Martínez’s work conveys an intimate knowledge of the social and criminal ecosystem—both macro-level context and telling minutiae. But because he isn’t afraid to follow dangerous paths, the result are jewels with moments of intense emotion presented against a historical background that contemplates military, social, economic, religious, psychological and all sorts of other factors.

In “The Massacre of Salcajá,” Martínez describes the killing of eight policemen in western Guatemala during a wedding. It was the feast day of St. Anthony of Padua. Martínez leads us through the maze of gangsters, inspectors, politicians and others involved in the killing—what he calls “the complicated chess match that is Central American narcotrafficking.” At one point, the country’s minister of government, in a press conference, says the culprits “barely resemble human beings. They’re animals.”

Soon, the government launches “Operation Dignity,” a campaign to root out the operation of a big-time drug dealer called Guayo Cano. Martínez quotes some staggering statistics: “16 arrests, 43 raids, $117,226 seized, the decommission of 30 pistols, 12 rifles, nine machine guns, three shotguns, 4,412 rounds of various calibers, 65 vehicles, 56 cell phones, eight military uniforms, ten balaclavas, six bags of caustic soda, one ounce of cocaine, 67 fighting cocks, 16 deer, 43 purebred horses and four wild birds.” However, it quickly looks as if Guayo Cano’s arrest has only shaken up the chessboard. While the operation made the government look tough, players like Guayo Cano “act basically like a tag team,” Martinez discovers after talking with people in the region. “One of them is killed or extradited to the United States and then another tags in. The war against drugs, seen from this perspective, is infinite.”

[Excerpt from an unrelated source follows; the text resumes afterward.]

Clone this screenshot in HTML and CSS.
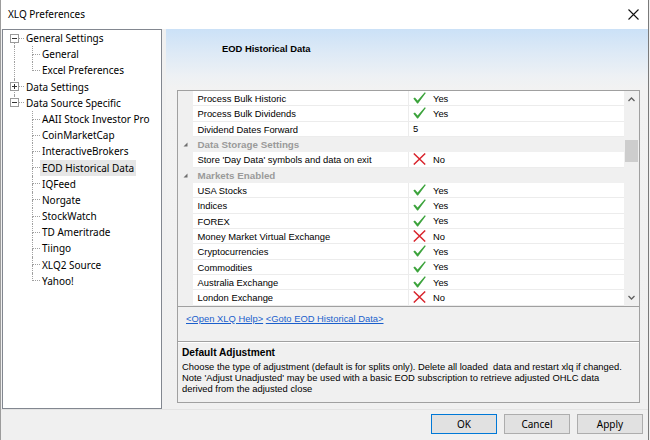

Martínez is just getting started. He tells us that 90 percent of the cocaine that arrives in the United States passes through Guatemala. Evangelical churches and law offices are the most common money launderers for drug traffickers. I am in awe of Martínez’s commanding style. No one is likely to come out reading A History of Violence with a feeling that things are likely to change soon. In fact, he might be described as a pessimist—although in Central America pessimism is a generalized condition. The truth is that he is a realist of the highest order, one who portrays lawless, bankrupt states, run by disengaged elites, incapable of safeguarding their overall populations and made of disorganized, corrupt and poorly trained police. All this creates a hellish landscape of human decay. “Our society is a cauldron of oppressive military governance, the result of a failed peace process,” he argues. “We’re living with government corruption and incompetent politicians. We’re living with violence, with death always close at hand.”

A good friend of mine, also from El Salvador, came penniless to the United States in the 1990s. She saved money and paid coyotes to bring her three children. Her daughter was abused along the way and disappeared for months, until her mother and some friends traced her to the borderlands and ultimately brought her to the United States. Such things have become a typical American story. But Martínez makes clear that this, actually, is a transnational ordeal, pointing to the degree to which Central America and the United States are tied at the neck. Our disinterest in the whole situation is a form of collaboration.